Die Suchmaschine weiss, was mich heiss macht, also gibt sie mir immer mehr davon.
Nun können Filterblasen auf poetische Weise entlarvt werden, so wie Szeemann es tut. Oder man lässt sie gewaltsam platzen. Für den zweiten Weg hat sich der britische Künstler Ed Fornieles mit seiner Installation «Truth Tables» entschieden.
Die Porno-Spirale
Wer sich alle Pornovideos ansehen wollte, die alleine 2017 auf Pornhub hochgeladen wurden, bräuchte dafür mehr als 68 Jahre. Um diese Menge an Sexfilmen an den Konsumenten zu bringen, sind die Plattformen auf ausdifferenzierte Algorithmen angewiesen. Die Verwaltung und Verschlagwortung all dieser Filme erlaubt es, jedes noch so spezielle Bedürfnis zu befriedigen und die Nutzer mit personalisierten Vorschlägen zu bedienen.

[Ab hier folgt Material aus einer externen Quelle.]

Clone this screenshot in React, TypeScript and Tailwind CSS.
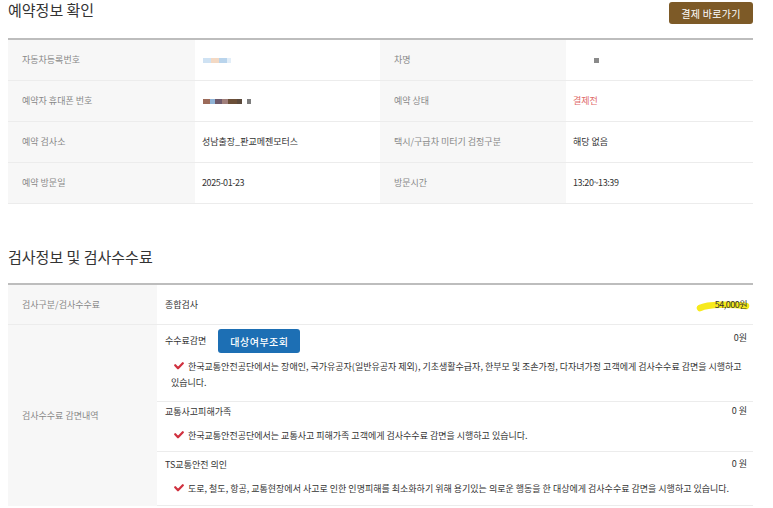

Es ist eine Porno-Spirale: Die Suchmaschine weiss, was mich heiss macht, also gibt sie mir immer mehr davon. Und mein Erfahrungshorizont wird immer enger.
Fornieles Leistung besteht nun darin, uns im Ausstellungsraum mit einem gezielten Tritt aus der Blase unserer Vorlieben hinauszubefördern. Er hat eine virtuelle Umgebung entwickelt, in die wir über eine VR-Brille eintauchen können. Wir finden uns in einem Raum wieder, mitten in Aktion.
Ich liege auf einem Bett, über mich beugt sich eine blonde Frau. Wobei – diese Bauchmuskeln? Diese breiten Schultern? Aus der Frau wird ein Mann, dann ein Transvestit. Die Hautfarbe wechselt ebenso schnell wie das Geschlecht. Mal ist mein Sexpartner riesig, mal klein, mal wiegt er 200 Kilo. Auch mein Avatar verändert sich ständig. Anstelle des Algorithmus, der mich aufgrund meiner Such- und Sehgewohnheiten bestens kennt, regiert bei Fornieles der Zufall. Wir sind ihm ausgeliefert.
«Future Love – Begehren und Verbundenheit im Zeitalter geformter Natur»: Die Ausstellung im Haus der elektronischen Künste läuft noch bis am 15. April 2018.